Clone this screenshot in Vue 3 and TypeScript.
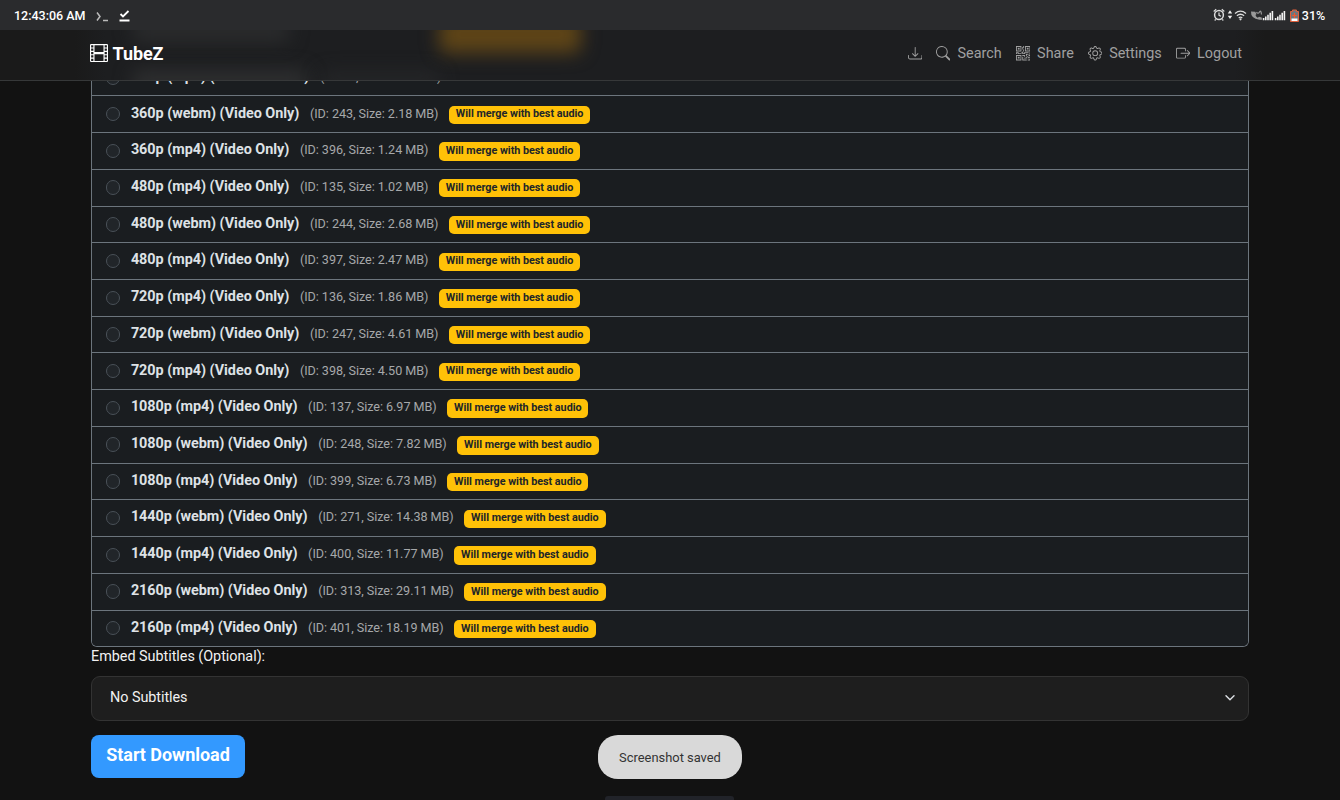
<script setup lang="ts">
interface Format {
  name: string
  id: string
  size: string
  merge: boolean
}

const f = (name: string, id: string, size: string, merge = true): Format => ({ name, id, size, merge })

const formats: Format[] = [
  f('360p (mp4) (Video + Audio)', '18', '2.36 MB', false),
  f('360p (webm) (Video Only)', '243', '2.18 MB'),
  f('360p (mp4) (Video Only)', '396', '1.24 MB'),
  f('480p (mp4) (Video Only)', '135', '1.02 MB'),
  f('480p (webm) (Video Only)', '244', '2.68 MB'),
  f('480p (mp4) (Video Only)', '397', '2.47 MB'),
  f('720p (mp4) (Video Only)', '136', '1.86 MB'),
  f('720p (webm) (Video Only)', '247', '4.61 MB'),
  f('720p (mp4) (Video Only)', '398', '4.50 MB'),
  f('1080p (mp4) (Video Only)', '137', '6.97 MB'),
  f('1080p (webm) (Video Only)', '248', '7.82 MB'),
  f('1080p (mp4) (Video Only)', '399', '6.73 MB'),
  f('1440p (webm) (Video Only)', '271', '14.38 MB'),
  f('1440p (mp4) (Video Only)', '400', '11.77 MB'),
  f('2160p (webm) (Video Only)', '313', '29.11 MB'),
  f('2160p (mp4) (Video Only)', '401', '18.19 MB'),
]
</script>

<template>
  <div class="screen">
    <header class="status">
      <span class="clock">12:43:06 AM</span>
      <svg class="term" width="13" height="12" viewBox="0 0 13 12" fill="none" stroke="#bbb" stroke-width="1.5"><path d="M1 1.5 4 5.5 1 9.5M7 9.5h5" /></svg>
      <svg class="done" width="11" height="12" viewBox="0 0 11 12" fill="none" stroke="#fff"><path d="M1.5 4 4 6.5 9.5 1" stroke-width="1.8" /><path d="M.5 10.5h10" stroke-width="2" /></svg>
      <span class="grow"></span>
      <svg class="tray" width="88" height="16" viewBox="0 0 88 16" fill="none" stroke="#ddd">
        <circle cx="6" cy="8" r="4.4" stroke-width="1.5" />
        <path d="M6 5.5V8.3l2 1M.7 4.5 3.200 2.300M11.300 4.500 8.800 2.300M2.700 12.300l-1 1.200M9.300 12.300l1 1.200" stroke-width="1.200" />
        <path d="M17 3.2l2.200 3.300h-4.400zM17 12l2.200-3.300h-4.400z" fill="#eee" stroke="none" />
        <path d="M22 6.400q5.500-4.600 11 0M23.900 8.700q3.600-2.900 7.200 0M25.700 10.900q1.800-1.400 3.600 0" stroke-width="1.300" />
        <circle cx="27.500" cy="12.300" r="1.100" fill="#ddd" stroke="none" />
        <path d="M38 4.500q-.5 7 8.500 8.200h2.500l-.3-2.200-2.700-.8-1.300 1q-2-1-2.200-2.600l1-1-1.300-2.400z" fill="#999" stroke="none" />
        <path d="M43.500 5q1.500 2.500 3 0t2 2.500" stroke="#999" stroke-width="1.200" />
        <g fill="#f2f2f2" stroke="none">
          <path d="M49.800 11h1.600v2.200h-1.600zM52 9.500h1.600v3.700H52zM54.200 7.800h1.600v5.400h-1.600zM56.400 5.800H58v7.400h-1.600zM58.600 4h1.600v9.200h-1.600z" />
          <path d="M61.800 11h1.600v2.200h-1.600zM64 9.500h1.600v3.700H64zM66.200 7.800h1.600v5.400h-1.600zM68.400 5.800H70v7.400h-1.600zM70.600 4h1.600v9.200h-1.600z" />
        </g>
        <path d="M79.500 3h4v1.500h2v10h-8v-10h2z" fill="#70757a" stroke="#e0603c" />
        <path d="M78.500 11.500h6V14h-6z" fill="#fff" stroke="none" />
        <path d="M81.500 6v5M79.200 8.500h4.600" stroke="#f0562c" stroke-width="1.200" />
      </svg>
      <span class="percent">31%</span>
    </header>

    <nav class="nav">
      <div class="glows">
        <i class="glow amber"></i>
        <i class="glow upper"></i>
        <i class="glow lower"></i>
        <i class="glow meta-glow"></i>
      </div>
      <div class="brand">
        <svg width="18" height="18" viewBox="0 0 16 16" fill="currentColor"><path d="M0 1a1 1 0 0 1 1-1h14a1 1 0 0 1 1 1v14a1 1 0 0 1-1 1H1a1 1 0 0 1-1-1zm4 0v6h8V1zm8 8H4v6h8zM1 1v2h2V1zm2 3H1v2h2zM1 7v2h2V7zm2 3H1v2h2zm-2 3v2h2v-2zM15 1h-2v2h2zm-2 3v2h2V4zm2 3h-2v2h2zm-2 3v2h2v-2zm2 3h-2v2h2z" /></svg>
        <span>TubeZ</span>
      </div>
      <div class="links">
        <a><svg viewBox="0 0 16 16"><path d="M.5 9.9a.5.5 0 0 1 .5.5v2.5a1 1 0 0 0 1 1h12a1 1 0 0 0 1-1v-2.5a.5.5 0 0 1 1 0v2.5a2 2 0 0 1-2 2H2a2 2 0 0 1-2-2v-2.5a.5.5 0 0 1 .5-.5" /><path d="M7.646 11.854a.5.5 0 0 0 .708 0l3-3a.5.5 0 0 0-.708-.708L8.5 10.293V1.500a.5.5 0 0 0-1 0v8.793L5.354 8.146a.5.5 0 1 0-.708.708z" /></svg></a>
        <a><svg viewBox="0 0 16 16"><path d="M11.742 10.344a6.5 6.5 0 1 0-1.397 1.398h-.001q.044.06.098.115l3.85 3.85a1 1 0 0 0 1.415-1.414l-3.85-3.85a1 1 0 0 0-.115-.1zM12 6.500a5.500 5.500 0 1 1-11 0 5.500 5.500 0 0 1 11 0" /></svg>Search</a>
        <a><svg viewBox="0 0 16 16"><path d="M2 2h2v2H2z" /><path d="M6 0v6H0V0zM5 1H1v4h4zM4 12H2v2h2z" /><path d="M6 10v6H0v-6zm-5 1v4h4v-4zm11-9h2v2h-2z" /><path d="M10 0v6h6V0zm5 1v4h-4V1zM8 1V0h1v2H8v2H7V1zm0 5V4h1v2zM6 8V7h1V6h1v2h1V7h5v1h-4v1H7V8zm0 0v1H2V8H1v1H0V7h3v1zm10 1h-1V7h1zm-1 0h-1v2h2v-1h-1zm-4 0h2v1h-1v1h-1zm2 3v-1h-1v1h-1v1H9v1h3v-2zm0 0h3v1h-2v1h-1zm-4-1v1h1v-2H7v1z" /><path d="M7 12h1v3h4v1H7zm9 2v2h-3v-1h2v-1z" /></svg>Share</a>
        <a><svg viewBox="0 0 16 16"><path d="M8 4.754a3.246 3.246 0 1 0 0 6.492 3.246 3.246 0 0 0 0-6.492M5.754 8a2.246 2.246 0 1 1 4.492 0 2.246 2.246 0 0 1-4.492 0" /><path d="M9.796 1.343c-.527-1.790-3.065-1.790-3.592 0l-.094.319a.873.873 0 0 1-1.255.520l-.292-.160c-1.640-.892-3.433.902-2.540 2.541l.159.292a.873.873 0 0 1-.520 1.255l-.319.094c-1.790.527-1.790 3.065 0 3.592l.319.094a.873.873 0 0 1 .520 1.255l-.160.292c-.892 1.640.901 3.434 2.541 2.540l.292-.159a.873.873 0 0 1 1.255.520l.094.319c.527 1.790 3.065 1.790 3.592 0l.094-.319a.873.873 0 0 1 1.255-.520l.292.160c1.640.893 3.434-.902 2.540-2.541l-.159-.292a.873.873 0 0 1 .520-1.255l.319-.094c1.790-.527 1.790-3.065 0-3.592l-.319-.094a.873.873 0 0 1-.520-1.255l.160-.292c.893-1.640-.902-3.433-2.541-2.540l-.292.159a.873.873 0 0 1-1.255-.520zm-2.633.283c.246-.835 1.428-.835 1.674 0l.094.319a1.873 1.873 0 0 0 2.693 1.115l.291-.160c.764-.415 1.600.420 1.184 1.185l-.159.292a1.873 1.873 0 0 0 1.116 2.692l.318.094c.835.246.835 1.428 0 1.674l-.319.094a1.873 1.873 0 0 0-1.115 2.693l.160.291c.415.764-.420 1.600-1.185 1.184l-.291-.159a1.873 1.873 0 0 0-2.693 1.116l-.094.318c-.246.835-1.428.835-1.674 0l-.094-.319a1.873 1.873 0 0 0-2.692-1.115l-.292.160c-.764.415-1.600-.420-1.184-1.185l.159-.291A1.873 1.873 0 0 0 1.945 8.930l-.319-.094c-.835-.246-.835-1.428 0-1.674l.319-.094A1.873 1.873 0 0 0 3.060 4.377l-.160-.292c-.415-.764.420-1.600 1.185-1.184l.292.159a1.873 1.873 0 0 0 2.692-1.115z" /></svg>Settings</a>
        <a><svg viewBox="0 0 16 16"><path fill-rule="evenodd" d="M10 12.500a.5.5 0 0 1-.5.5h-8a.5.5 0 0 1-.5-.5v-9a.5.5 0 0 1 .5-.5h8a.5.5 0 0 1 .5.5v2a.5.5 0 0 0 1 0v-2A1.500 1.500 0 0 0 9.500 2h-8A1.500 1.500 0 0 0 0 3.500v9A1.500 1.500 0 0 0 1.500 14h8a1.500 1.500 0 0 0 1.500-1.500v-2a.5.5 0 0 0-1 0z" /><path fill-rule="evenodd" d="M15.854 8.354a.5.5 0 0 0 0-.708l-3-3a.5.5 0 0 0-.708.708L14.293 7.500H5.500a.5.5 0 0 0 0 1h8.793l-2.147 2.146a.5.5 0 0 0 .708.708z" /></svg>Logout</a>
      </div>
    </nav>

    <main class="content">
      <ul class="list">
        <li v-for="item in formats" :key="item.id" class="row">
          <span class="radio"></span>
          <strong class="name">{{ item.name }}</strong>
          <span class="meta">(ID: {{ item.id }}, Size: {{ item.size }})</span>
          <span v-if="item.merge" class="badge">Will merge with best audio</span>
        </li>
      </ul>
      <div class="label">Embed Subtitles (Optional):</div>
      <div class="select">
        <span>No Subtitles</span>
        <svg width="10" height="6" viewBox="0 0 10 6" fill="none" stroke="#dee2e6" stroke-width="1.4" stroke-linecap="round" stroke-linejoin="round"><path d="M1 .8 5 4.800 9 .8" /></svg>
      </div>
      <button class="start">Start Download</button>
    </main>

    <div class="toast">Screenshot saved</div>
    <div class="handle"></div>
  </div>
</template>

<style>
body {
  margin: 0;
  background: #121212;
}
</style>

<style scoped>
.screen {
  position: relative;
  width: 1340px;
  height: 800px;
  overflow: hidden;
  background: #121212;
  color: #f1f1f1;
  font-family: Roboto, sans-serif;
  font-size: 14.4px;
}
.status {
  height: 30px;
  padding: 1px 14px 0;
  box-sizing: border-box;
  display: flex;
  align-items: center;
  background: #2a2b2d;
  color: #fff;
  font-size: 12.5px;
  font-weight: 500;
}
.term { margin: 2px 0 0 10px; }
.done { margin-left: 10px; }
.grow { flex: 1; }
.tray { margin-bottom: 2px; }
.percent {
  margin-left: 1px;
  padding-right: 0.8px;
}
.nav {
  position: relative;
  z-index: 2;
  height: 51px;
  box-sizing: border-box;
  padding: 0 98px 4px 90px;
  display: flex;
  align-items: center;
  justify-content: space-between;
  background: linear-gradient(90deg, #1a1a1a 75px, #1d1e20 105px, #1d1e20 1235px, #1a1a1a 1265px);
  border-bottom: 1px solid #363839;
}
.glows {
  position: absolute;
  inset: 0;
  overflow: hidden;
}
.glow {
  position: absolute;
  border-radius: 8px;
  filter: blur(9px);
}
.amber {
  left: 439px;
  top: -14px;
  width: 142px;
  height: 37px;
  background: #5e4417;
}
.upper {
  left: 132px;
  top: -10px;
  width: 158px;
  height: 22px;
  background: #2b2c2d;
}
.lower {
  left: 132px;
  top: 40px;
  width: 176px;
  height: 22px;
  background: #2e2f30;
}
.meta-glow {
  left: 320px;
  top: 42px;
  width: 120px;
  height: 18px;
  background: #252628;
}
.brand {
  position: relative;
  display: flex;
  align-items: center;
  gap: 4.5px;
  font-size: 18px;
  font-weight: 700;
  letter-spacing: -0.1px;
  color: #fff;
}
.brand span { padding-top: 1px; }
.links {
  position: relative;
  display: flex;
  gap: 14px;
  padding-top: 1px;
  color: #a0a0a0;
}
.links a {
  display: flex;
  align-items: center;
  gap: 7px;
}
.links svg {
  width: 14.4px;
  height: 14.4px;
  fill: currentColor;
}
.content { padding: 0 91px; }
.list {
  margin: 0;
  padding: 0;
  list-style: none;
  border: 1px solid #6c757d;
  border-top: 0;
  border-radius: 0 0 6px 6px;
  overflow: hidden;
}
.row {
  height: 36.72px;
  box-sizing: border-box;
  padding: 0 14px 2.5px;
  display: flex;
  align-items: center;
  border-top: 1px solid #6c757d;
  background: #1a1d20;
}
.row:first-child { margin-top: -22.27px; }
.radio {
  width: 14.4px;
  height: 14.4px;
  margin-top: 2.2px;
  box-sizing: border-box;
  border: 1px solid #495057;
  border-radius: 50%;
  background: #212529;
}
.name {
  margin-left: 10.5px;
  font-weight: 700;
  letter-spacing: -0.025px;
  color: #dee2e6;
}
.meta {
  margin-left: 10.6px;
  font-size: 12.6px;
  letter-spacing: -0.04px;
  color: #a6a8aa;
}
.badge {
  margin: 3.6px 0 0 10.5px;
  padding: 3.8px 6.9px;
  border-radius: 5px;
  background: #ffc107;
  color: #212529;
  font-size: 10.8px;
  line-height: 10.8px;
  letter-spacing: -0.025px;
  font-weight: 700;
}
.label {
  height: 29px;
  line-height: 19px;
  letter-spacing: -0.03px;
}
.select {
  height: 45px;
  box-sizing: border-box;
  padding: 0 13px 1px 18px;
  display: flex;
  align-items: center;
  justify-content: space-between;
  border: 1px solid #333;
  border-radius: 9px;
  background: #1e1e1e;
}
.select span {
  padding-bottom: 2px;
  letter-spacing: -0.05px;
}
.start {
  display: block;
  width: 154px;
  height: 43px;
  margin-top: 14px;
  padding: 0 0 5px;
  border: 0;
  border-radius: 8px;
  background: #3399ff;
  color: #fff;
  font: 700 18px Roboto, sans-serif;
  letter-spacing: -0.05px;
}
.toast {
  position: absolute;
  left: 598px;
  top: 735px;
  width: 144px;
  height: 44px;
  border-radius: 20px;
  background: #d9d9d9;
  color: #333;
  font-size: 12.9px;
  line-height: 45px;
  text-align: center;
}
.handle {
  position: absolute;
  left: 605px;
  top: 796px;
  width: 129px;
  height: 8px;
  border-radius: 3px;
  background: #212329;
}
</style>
________________________
§ Short task:
Restate the data word for word from its first line through the line with "const f = (name: string, id: string, size: string, merge", leaving out any picture along the way.

§ Output of the exercise:
Clone this screenshot in Vue 3 and TypeScript.
<script setup lang="ts">
interface Format {
  name: string
  id: string
  size: string
  merge: boolean
}

const f = (name: string, id: string, size: string, merge = true): Format => ({ name, id, size, merge })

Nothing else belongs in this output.